### What you will do
Repeat the records word for word, excluding any picture.

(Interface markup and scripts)
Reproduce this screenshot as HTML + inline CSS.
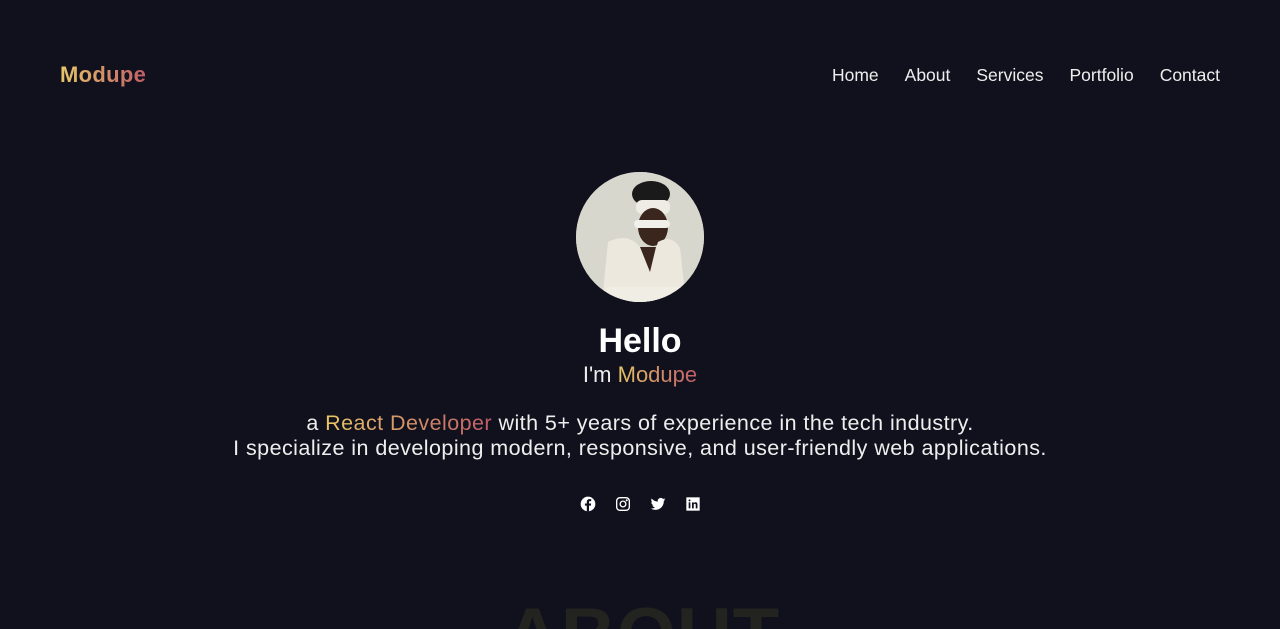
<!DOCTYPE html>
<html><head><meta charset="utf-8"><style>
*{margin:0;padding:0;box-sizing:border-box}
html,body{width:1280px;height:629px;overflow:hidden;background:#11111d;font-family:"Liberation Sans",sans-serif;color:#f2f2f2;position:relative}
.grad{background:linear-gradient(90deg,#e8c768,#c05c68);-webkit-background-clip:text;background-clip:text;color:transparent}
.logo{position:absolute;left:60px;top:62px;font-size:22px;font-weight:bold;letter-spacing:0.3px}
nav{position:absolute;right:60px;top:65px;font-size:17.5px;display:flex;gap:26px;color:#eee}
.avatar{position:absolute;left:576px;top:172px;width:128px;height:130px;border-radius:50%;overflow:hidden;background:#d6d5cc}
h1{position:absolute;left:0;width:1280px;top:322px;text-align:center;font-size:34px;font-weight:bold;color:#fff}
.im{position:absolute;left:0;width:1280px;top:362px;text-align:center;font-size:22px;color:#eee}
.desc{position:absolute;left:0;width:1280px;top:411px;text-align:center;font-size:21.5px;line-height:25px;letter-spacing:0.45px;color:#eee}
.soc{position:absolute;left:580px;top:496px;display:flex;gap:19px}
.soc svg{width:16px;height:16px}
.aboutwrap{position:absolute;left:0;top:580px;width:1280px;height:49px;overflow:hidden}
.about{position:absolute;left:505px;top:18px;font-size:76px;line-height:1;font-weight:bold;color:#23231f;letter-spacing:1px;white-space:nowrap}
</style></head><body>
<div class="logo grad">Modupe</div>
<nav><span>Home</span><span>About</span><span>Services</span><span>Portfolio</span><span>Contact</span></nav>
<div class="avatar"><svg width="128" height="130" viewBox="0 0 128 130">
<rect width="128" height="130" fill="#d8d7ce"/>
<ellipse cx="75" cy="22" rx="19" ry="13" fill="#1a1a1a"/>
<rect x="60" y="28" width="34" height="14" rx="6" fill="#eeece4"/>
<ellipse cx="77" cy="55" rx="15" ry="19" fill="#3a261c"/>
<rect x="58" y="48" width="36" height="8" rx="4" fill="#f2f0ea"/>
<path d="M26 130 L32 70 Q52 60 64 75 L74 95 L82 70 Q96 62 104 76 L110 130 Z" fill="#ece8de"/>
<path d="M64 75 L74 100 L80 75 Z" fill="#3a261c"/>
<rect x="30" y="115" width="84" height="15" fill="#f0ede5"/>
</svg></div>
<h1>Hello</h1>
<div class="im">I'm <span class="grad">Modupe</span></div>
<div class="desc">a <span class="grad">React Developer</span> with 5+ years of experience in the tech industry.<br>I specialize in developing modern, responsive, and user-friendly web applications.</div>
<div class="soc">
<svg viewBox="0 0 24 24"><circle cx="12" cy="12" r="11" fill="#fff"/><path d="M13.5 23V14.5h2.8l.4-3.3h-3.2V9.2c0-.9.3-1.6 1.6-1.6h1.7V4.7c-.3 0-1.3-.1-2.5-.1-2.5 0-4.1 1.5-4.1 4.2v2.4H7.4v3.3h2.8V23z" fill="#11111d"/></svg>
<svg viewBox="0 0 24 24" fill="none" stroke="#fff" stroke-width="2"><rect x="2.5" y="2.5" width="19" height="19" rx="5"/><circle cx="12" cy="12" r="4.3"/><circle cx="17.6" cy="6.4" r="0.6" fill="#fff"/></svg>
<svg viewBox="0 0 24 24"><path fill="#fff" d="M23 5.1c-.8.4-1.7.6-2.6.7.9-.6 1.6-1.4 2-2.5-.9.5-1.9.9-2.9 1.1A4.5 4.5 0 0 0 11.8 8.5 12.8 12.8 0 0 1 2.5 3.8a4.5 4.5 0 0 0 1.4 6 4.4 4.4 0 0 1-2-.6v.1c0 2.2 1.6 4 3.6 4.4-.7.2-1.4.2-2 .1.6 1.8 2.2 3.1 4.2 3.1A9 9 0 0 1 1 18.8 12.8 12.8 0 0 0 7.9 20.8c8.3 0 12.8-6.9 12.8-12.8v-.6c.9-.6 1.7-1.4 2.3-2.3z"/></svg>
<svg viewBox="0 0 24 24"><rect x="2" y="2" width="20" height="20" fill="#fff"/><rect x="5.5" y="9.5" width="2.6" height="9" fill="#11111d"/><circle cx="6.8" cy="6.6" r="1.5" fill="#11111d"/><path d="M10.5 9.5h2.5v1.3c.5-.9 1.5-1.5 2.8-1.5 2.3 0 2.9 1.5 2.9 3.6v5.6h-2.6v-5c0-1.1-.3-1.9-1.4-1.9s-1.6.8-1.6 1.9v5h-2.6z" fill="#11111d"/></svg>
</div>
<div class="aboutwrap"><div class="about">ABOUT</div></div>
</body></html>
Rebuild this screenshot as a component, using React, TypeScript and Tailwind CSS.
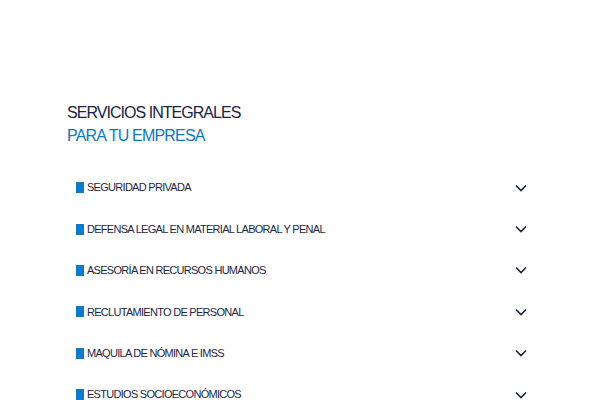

### Solution to the exercise
Reproduce this screenshot as HTML + inline CSS.
<!DOCTYPE html>
<html><head><meta charset="utf-8"><style>
*{margin:0;padding:0;box-sizing:border-box}
html,body{width:1280px;height:629px;overflow:hidden;background:#11111d;font-family:"Liberation Sans",sans-serif;color:#f2f2f2;position:relative}
.grad{background:linear-gradient(90deg,#e8c768,#c05c68);-webkit-background-clip:text;background-clip:text;color:transparent}
.logo{position:absolute;left:60px;top:62px;font-size:22px;font-weight:bold;letter-spacing:0.3px}
nav{position:absolute;right:60px;top:65px;font-size:17.5px;display:flex;gap:26px;color:#eee}
.avatar{position:absolute;left:576px;top:172px;width:128px;height:130px;border-radius:50%;overflow:hidden;background:#d6d5cc}
h1{position:absolute;left:0;width:1280px;top:322px;text-align:center;font-size:34px;font-weight:bold;color:#fff}
.im{position:absolute;left:0;width:1280px;top:362px;text-align:center;font-size:22px;color:#eee}
.desc{position:absolute;left:0;width:1280px;top:411px;text-align:center;font-size:21.5px;line-height:25px;letter-spacing:0.45px;color:#eee}
.soc{position:absolute;left:580px;top:496px;display:flex;gap:19px}
.soc svg{width:16px;height:16px}
.aboutwrap{position:absolute;left:0;top:580px;width:1280px;height:49px;overflow:hidden}
.about{position:absolute;left:505px;top:18px;font-size:76px;line-height:1;font-weight:bold;color:#23231f;letter-spacing:1px;white-space:nowrap}
</style></head><body>
<div class="logo grad">Modupe</div>
<nav><span>Home</span><span>About</span><span>Services</span><span>Portfolio</span><span>Contact</span></nav>
<div class="avatar"><svg width="128" height="130" viewBox="0 0 128 130">
<rect width="128" height="130" fill="#d8d7ce"/>
<ellipse cx="75" cy="22" rx="19" ry="13" fill="#1a1a1a"/>
<rect x="60" y="28" width="34" height="14" rx="6" fill="#eeece4"/>
<ellipse cx="77" cy="55" rx="15" ry="19" fill="#3a261c"/>
<rect x="58" y="48" width="36" height="8" rx="4" fill="#f2f0ea"/>
<path d="M26 130 L32 70 Q52 60 64 75 L74 95 L82 70 Q96 62 104 76 L110 130 Z" fill="#ece8de"/>
<path d="M64 75 L74 100 L80 75 Z" fill="#3a261c"/>
<rect x="30" y="115" width="84" height="15" fill="#f0ede5"/>
</svg></div>
<h1>Hello</h1>
<div class="im">I'm <span class="grad">Modupe</span></div>
<div class="desc">a <span class="grad">React Developer</span> with 5+ years of experience in the tech industry.<br>I specialize in developing modern, responsive, and user-friendly web applications.</div>
<div class="soc">
<svg viewBox="0 0 24 24"><circle cx="12" cy="12" r="11" fill="#fff"/><path d="M13.5 23V14.5h2.8l.4-3.3h-3.2V9.2c0-.9.3-1.6 1.6-1.6h1.7V4.7c-.3 0-1.3-.1-2.5-.1-2.5 0-4.1 1.5-4.1 4.2v2.4H7.4v3.3h2.8V23z" fill="#11111d"/></svg>
<svg viewBox="0 0 24 24" fill="none" stroke="#fff" stroke-width="2"><rect x="2.5" y="2.5" width="19" height="19" rx="5"/><circle cx="12" cy="12" r="4.3"/><circle cx="17.6" cy="6.4" r="0.6" fill="#fff"/></svg>
<svg viewBox="0 0 24 24"><path fill="#fff" d="M23 5.1c-.8.4-1.7.6-2.6.7.9-.6 1.6-1.4 2-2.5-.9.5-1.9.9-2.9 1.1A4.5 4.5 0 0 0 11.8 8.5 12.8 12.8 0 0 1 2.5 3.8a4.5 4.5 0 0 0 1.4 6 4.4 4.4 0 0 1-2-.6v.1c0 2.2 1.6 4 3.6 4.4-.7.2-1.4.2-2 .1.6 1.8 2.2 3.1 4.2 3.1A9 9 0 0 1 1 18.8 12.8 12.8 0 0 0 7.9 20.8c8.3 0 12.8-6.9 12.8-12.8v-.6c.9-.6 1.7-1.4 2.3-2.3z"/></svg>
<svg viewBox="0 0 24 24"><rect x="2" y="2" width="20" height="20" fill="#fff"/><rect x="5.5" y="9.5" width="2.6" height="9" fill="#11111d"/><circle cx="6.8" cy="6.6" r="1.5" fill="#11111d"/><path d="M10.5 9.5h2.5v1.3c.5-.9 1.5-1.5 2.8-1.5 2.3 0 2.9 1.5 2.9 3.6v5.6h-2.6v-5c0-1.1-.3-1.9-1.4-1.9s-1.6.8-1.6 1.9v5h-2.6z" fill="#11111d"/></svg>
</div>
<div class="aboutwrap"><div class="about">ABOUT</div></div>
</body></html>
Rebuild this screenshot as a component, using React, TypeScript and Tailwind CSS.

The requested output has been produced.